All businesses suffer from churn.
Customers buy, some stay, and some leave.
And if you don't know why your customers are leaving, you won't know how to keep future ones around. An exit survey helps you understand why.
Here are 5 types of questions to ask:
1. Price
Everyone has a budget. And if your product or service isn't giving your customer the ROI they want, or they have other priorities. They're going to leave. It "pays" to know. You can either offer them a discount to stick around or think about way to improve the actual or perceive value.
2. Value
This one hurts. Here the customer is telling you, "I thought you could help me, but the truth is you aren't." Time to check your offer. You either need to refind the promise or improve the quality of your fulfillment.
3. Time
You can have the best solution in the world, but if your customer doesn't have the time to implement it, they won't use it.
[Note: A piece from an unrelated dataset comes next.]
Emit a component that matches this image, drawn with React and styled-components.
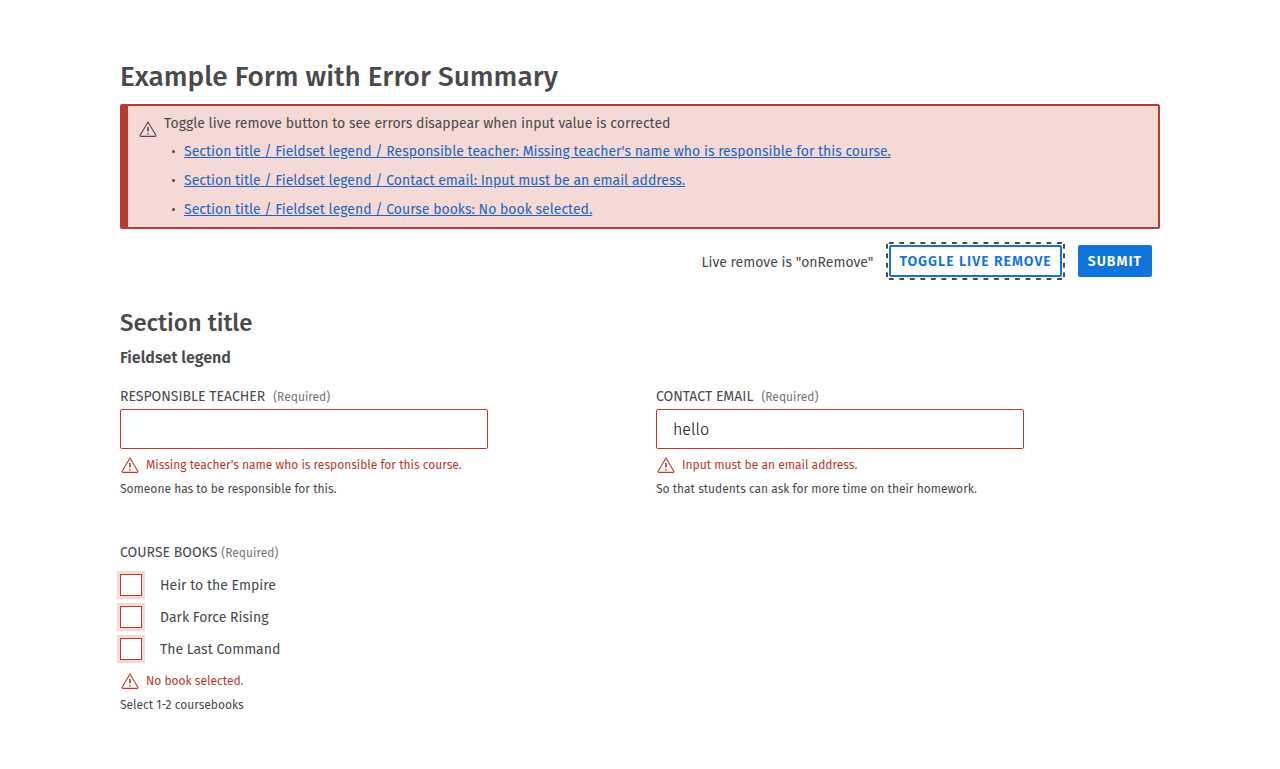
import React, { useId, useState } from "react";
import styled, { createGlobalStyle } from "styled-components";

const GlobalStyle = createGlobalStyle`
  *, *::before, *::after { box-sizing: border-box; }
  body {
    margin: 0;
    background: #fff;
    color: #4a4a4a;
    font-family: "Fira Sans", "Noto Sans", sans-serif;
    font-size: 14px;
    line-height: 24px;
  }
`;

const Page = styled.main`
  padding: 56px 120px 48px;
`;

const PageTitle = styled.h1`
  margin: 0;
  padding: 0 0 6px;
  font-size: 28px;
  line-height: 42px;
  font-weight: 500;
`;

const Summary = styled.section`
  display: flex;
  gap: 7px;
  padding: 6px 11px 3px;
  border: 2px solid #b93a2e;
  border-left-width: 8px;
  border-radius: 2px;
  background: #f5d9d6;
`;

const SummaryIcon = styled.span`
  display: flex;
  flex: none;
  padding-top: 9px;
`;

const SummaryText = styled.p`
  margin: 0;
`;

const SummaryList = styled.ul`
  margin: 1px 0 0;
  padding: 0;
  list-style: none;
`;

const SummaryItem = styled.li`
  display: flex;
  align-items: center;
  gap: 9px;
  padding-left: 8px;
  line-height: 29px;

  &::before {
    content: "";
    width: 3px;
    height: 3px;
    border-radius: 50%;
    background: currentColor;
  }
`;

const SummaryLink = styled.a`
  color: #1c66bd;
  text-decoration: underline;
`;

const Actions = styled.div`
  display: flex;
  justify-content: flex-end;
  align-items: center;
  gap: 16px;
  padding: 16px 8px 24px 0;
`;

const Status = styled.span`
  padding-top: 4px;
  line-height: 28px;
`;

const Button = styled.button`
  --dash: transparent 25%, #4a4a4a 25% 75%, transparent 75%;
  position: relative;
  height: 32px;
  padding: 2px 8px 0;
  border: 2px solid #1174dd;
  border-radius: 2px;
  background: ${(p) => (p.$primary ? "#1174dd" : "#fff")};
  color: ${(p) => (p.$primary ? "#fff" : "#1174dd")};
  font: inherit;
  font-weight: 600;
  text-transform: uppercase;
  letter-spacing: 1px;
  cursor: pointer;
  outline: none;

  /* Focus ring: 17 dashes along each long side, 4 along each short side. */
  &::after {
    content: "";
    display: ${(p) => (p.$focused ? "block" : "none")};
    position: absolute;
    inset: -5px;
    pointer-events: none;
    background:
      linear-gradient(90deg, var(--dash)) top left / calc(100% / 17) 2px repeat-x,
      linear-gradient(90deg, var(--dash)) bottom left / calc(100% / 17) 2px repeat-x,
      linear-gradient(var(--dash)) top left / 2px calc(100% / 4) repeat-y,
      linear-gradient(var(--dash)) top right / 2px calc(100% / 4) repeat-y;
  }
`;

const SectionTitle = styled.h2`
  margin: 0;
  padding: 6px 0;
  font-size: 24px;
  line-height: 32px;
  font-weight: 500;
`;

const Fieldset = styled.fieldset`
  min-width: 0;
  margin: 0;
  padding: 0;
  border: 0;
`;

const Legend = styled.legend`
  padding: 0;
  font-size: 16px;
  line-height: 26px;
  font-weight: 600;
`;

const Columns = styled.div`
  display: grid;
  grid-template-columns: 1fr 1fr;
  gap: 32px;
  padding-top: 14px;
`;

const Field = styled.div`
  display: flex;
  flex-direction: column;
`;

const Label = styled.label`
  display: flex;
  gap: 8px;
  text-transform: uppercase;
`;

const Required = styled.span`
  color: #757575;
  font-size: 12px;
  text-transform: none;
`;

const Input = styled.input`
  width: 100%;
  max-width: 368px;
  height: 40px;
  padding: 0 16px;
  border: 1px solid #b93a2e;
  border-radius: 2px;
  background: #fff;
  color: #000;
  font: inherit;
  font-size: 16px;
  font-weight: 300;
  outline: none;
`;

const ErrorLine = styled.p`
  display: flex;
  align-items: center;
  gap: 7px;
  margin: 0;
  padding: 4px 0 0 1px;
  color: #b93a2e;
  font-size: 12px;
`;

const Hint = styled.p`
  margin: 0;
  font-size: 12px;
`;

const Group = styled(Fieldset)`
  margin-top: 40px;
`;

const GroupLegend = styled.legend`
  display: flex;
  gap: 4px;
  padding: 0 0 4px;
  text-transform: uppercase;
`;

const Option = styled.label`
  display: flex;
  align-items: center;
  gap: 18px;
  height: 32px;
`;

const OptionText = styled.span`
  padding-top: 2px;
`;

const Checkbox = styled.input`
  appearance: none;
  width: 22px;
  height: 22px;
  margin: 0;
  border: 1px solid #b93a2e;
  background: #fff;
  box-shadow: 0 0 0 3px #f5d9d6;

  &:checked {
    background: #b93a2e;
  }
`;

function WarningIcon() {
  return (
    <svg width="18" height="16" viewBox="0 0 18 16" fill="none" stroke="currentColor" aria-hidden="true">
      <path d="M9 1 17 14.5q0 .9-.8.9H1.8q-.8 0-.8-.9Z" strokeWidth="1.1" strokeLinejoin="round" />
      <path d="M9 6v4.5" strokeWidth="1.6" />
      <path d="M9 12v1.4" strokeWidth="1.4" />
    </svg>
  );
}

function FieldError({ id, children }) {
  return (
    <ErrorLine id={id}>
      <WarningIcon />
      {children}
    </ErrorLine>
  );
}

function TextField({ id, label, error, hint, ...rest }) {
  const errorId = useId();
  return (
    <Field>
      <Label htmlFor={id}>
        {label} <Required>(Required)</Required>
      </Label>
      <Input id={id} required aria-invalid="true" aria-describedby={errorId} {...rest} />
      <FieldError id={errorId}>{error}</FieldError>
      <Hint>{hint}</Hint>
    </Field>
  );
}

const problems = [
  { target: "teacher", text: "Responsible teacher: Missing teacher's name who is responsible for this course." },
  { target: "email", text: "Contact email: Input must be an email address." },
  { target: "books", text: "Course books: No book selected." },
];

const books = ["Heir to the Empire", "Dark Force Rising", "The Last Command"];

export default function App() {
  const [mode, setMode] = useState("onRemove");
  return (
    <>
      <GlobalStyle />
      <Page>
        <PageTitle>Example Form with Error Summary</PageTitle>
        <form noValidate onSubmit={(e) => e.preventDefault()}>
          <Summary>
            <SummaryIcon>
              <WarningIcon />
            </SummaryIcon>
            <div>
              <SummaryText>Toggle live remove button to see errors disappear when input value is corrected</SummaryText>
              <SummaryList>
                {problems.map((p) => (
                  <SummaryItem key={p.target}>
                    <SummaryLink href={`#${p.target}`}>{`Section title / Fieldset legend / ${p.text}`}</SummaryLink>
                  </SummaryItem>
                ))}
              </SummaryList>
            </div>
          </Summary>
          <Actions>
            <Status>{`Live remove is "${mode}"`}</Status>
            <Button type="button" $focused onClick={() => setMode(mode === "onRemove" ? "onSubmit" : "onRemove")}>
              Toggle live remove
            </Button>
            <Button type="submit" $primary>
              Submit
            </Button>
          </Actions>
          <SectionTitle>Section title</SectionTitle>
          <Fieldset>
            <Legend>Fieldset legend</Legend>
            <Columns>
              <TextField
                id="teacher"
                type="text"
                label="Responsible teacher"
                error="Missing teacher's name who is responsible for this course."
                hint="Someone has to be responsible for this."
              />
              <TextField
                id="email"
                type="email"
                defaultValue="hello"
                label="Contact email"
                error="Input must be an email address."
                hint="So that students can ask for more time on their homework."
              />
            </Columns>
            <Group id="books">
              <GroupLegend>
                Course books <Required>(Required)</Required>
              </GroupLegend>
              {books.map((title) => (
                <Option key={title}>
                  <Checkbox type="checkbox" name="books" value={title} />
                  <OptionText>{title}</OptionText>
                </Option>
              ))}
              <FieldError>No book selected.</FieldError>
              <Hint>Select 1-2 coursebooks</Hint>
            </Group>
          </Fieldset>
        </form>
      </Page>
    </>
  );
}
This is a signal to incorporate templates, or time saving hacks to help your customers gets the value you offer faster.
4. Competition
This is a subtle variation of the value question. The difference is your customer is telling that someone else is solving the problem better than you and it was worth the switch. There's a lot of friction to overcome when you change solutions. It validates the problem you are solving, but you've got some work to do on the solution side.
5. Other
People are people and they have a billion reasons for doing what they do. Give your customers space to tell you what's on their mind. There's a high probability the reason they give will fits into one of the categories.